In the short term, two indicators that are most often amenable to rapid improvement are Demographic Pressures and Refugees and IDPs. These two indicators improved the most from their high scores the previous year, following the violent clashes and humanitarian emergency that gripped the country. Also improved was the indicator score for Public Services, although this is more likely the result of a lessened burden on this indicator in 2011 absent a humanitarian crisis, rather than a marked improvement in government capacity or infrastructure. Finally, the indicator that measures the Security Apparatus also improved, which may be the result of the dramatically lessening violence throughout 2011 as well as the reigning in of the state security services in targeting civilians and opposition leaders.

However, when looking to other indicators that measure the social and political pressures on Kyrgyzstan, there was little to no improvement. Most notably, Group Grievance, which measures critical issues like ethnic and religious tension, stayed the same in the 2012 Index. The failure of this indicator to improve, after it has steadily worsened over the past four years, is indicative that although violent conflict between ethnic groups did not manifest itself as it did the prior year, tensions still remain dangerously high. To be certain, throughout 2011, reports from various human rights organizations and the media underscored the continued polarization of ethnic Uzbeks in the south and the increased moves by right-wing Kyrgyz political figures to strip them of basic rights.

Politically, although the indicator for state legitimacy improved slightly in this year’s Index, it did not show marked improvement, demonstrating that many Kyrgyz citizens still do not perceive the government to be fair or representative. Similarly, the score which measures political factionalization also stayed the same, despite a coalition government led by Interim President Roza Otunbayeva, who pursued vast constitutional reforms that led to making parliament the main decision-making body.
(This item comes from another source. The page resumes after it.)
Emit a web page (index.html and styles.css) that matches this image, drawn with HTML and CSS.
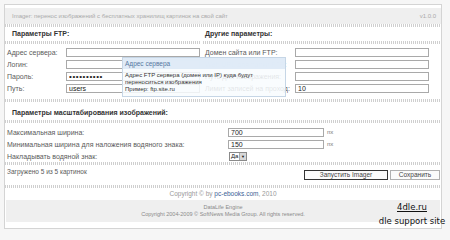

Her decision to step aside peacefully in October of 2011, making way for the former Prime Minister and Kyrgyz businessman, Almazbek Atambayev, was also a first in the history of a country where leaders had once viciously clung to power.

President Atambayev, since assuming the helm, has promised to repair the fractured political landscape and move Kyrgyzstan firmly on a path to economic reform through partnerships with its Central Asian neighbors and Russia. However, although official numbers indicate that he won the election with more than 60% of the vote, an OSCE report declaring “significant irregularities,” and the failure of his two main challengers to accept the results cast a shadow over the process. Finally, the economic outlook in Kyrgyzstan in 2011 continued to be bleak. Unlike its oil and gas rich neighbors, the economy is largely agricultural and deeply vulnerable to dips and peaks in global prices on commodities. Moreover, its landlocked status also makes it highly dependent on its neighbors and Russia for imports, which often are used as political gambling chips, making the provision of basic goods and services highly unstable.

In both the 2011 and 2012 Failed States Index, Kyrgyzstan has been one of the most volatile players. While its improvements this year, such as the peaceful transition of power and the constitutional reforms that ushered in a more powerful Parliament are to be commended, it will take some time to determine if these gains will hold. Most pressingly, the deep ethnic cleavages that still divide the North and South of the country, and the continued repression of minority rights, are issues that could quickly cause the country to backslide into conflict. Additionally, while the country has made overtures towards repairing hostile relations with its neighbors, dynamics from both inside and outside the country could quickly undermine those gains if not carefully balanced. In sum, only time will tell whether Kyrgyzstan’s much improved standing is representative of true reform or if its gains are only skin deep.